[Code that builds pages]
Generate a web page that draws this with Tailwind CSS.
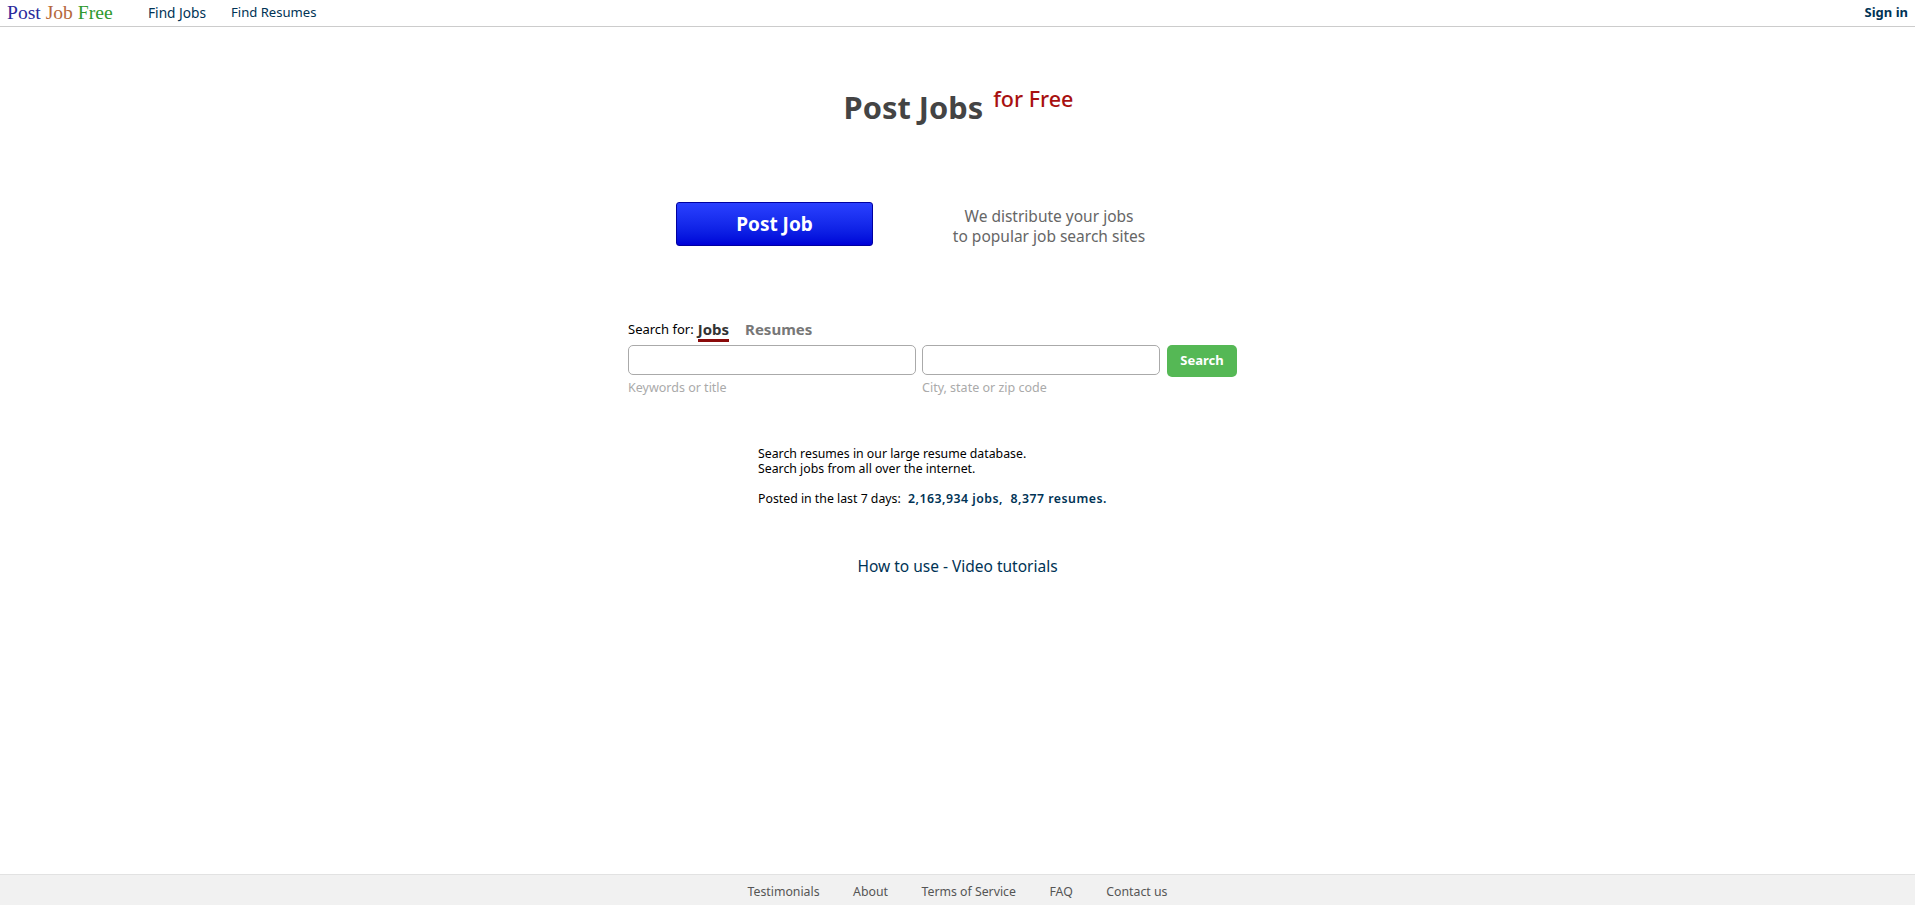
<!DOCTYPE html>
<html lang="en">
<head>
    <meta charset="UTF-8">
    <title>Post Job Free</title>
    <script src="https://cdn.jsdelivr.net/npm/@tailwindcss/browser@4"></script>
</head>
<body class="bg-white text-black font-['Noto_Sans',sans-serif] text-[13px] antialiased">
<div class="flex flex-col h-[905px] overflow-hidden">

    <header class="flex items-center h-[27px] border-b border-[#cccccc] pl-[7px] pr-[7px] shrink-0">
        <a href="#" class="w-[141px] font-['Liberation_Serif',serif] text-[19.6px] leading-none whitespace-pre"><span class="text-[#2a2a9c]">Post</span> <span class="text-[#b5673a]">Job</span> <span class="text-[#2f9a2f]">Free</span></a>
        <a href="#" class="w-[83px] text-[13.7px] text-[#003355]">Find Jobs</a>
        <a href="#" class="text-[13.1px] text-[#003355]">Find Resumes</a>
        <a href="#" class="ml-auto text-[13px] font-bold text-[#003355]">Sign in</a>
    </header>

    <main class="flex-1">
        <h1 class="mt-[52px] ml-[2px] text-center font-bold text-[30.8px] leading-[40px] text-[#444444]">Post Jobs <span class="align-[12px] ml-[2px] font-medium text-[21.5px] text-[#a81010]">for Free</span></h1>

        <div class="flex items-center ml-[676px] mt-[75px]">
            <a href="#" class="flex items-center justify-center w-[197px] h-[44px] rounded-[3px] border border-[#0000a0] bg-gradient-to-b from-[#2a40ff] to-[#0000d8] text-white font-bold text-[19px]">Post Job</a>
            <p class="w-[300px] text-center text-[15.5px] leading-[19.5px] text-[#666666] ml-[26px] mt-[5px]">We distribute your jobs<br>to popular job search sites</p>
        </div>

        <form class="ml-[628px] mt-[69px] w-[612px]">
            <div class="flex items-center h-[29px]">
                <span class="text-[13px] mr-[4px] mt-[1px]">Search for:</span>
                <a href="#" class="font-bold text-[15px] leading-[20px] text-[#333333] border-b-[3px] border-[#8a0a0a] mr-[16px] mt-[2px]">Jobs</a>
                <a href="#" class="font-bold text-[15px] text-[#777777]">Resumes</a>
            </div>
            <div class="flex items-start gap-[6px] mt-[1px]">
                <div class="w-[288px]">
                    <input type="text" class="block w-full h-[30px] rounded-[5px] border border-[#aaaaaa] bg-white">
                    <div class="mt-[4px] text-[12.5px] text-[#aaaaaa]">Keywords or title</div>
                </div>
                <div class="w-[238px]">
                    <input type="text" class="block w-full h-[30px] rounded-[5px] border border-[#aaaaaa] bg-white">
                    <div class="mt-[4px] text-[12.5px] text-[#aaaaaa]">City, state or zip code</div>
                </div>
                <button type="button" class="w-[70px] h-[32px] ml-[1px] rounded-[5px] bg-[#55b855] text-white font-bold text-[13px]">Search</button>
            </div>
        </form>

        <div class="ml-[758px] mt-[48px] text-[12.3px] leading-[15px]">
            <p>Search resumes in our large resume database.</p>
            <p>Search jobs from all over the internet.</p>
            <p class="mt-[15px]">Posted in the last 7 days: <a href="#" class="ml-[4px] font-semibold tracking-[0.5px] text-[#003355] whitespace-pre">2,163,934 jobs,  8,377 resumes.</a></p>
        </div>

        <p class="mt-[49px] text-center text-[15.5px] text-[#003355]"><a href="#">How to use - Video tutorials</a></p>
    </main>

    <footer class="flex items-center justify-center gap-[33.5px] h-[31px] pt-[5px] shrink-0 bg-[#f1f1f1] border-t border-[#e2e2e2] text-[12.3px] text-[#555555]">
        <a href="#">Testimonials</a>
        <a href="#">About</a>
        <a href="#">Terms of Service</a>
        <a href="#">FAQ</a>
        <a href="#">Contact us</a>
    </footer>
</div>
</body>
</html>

...

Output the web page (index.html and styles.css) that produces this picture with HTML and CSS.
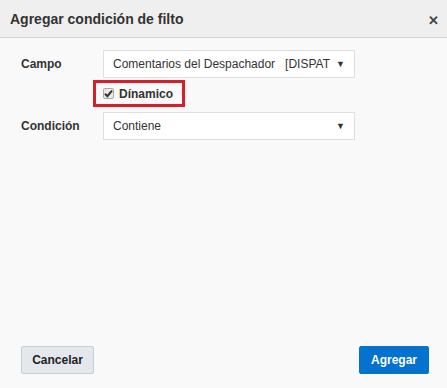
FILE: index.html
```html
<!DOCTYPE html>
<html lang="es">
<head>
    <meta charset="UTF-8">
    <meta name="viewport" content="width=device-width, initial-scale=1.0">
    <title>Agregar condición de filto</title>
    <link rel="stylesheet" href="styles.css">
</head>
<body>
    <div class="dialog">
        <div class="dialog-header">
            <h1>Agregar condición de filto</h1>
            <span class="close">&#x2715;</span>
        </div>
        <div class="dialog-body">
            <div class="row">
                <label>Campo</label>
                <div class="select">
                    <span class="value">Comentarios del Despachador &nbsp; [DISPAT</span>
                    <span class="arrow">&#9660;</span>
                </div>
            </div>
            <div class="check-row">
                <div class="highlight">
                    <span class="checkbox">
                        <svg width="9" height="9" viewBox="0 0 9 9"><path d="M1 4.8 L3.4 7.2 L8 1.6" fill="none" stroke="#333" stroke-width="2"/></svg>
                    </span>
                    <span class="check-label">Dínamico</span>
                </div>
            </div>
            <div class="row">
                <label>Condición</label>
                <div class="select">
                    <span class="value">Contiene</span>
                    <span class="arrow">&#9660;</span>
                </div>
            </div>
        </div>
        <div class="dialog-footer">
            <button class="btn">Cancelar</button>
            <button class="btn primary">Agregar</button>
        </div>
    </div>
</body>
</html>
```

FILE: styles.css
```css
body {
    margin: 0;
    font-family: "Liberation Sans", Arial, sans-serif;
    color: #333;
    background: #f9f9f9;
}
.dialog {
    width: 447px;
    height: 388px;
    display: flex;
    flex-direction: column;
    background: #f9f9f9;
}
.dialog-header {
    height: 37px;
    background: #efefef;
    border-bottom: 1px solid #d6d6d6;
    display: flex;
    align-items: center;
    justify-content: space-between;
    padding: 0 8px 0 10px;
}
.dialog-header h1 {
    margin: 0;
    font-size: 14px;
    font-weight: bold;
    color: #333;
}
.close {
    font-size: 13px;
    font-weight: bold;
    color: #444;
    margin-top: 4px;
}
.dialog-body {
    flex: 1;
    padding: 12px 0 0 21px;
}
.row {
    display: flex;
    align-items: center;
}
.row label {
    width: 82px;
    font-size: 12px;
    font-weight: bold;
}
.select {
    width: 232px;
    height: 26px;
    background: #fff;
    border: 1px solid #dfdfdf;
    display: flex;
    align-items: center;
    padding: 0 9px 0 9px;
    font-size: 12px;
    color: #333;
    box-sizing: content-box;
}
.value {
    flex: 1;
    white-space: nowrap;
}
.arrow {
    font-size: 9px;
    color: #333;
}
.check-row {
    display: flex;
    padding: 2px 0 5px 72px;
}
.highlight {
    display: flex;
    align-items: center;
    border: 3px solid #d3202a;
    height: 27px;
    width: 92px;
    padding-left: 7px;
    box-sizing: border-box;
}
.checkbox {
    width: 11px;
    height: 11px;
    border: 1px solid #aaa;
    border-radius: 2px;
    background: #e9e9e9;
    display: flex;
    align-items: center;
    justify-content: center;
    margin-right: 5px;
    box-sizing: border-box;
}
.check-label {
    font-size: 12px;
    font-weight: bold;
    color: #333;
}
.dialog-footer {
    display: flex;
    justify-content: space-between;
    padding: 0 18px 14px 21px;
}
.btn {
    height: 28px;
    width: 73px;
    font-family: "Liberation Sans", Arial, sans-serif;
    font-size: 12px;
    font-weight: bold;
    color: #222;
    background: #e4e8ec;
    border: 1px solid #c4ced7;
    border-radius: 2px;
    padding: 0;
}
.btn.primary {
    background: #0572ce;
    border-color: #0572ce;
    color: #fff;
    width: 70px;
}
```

- What is being asked
From the records above, transcribe exactly the lines starting at the one containing "Generate a web" and ending at the one containing "ml-[2px] text-center font-bold". Skip the pictures.

- Full answer
Generate a web page that draws this with Tailwind CSS.
<!DOCTYPE html>
<html lang="en">
<head>
    <meta charset="UTF-8">
    <title>Post Job Free</title>
    <script src="https://cdn.jsdelivr.net/npm/@tailwindcss/browser@4"></script>
</head>
<body class="bg-white text-black font-['Noto_Sans',sans-serif] text-[13px] antialiased">
<div class="flex flex-col h-[905px] overflow-hidden">

    <header class="flex items-center h-[27px] border-b border-[#cccccc] pl-[7px] pr-[7px] shrink-0">
        <a href="#" class="w-[141px] font-['Liberation_Serif',serif] text-[19.6px] leading-none whitespace-pre"><span class="text-[#2a2a9c]">Post</span> <span class="text-[#b5673a]">Job</span> <span class="text-[#2f9a2f]">Free</span></a>
        <a href="#" class="w-[83px] text-[13.7px] text-[#003355]">Find Jobs</a>
        <a href="#" class="text-[13.1px] text-[#003355]">Find Resumes</a>
        <a href="#" class="ml-auto text-[13px] font-bold text-[#003355]">Sign in</a>
    </header>

    <main class="flex-1">
        <h1 class="mt-[52px] ml-[2px] text-center font-bold text-[30.8px] leading-[40px] text-[#444444]">Post Jobs <span class="align-[12px] ml-[2px] font-medium text-[21.5px] text-[#a81010]">for Free</span></h1>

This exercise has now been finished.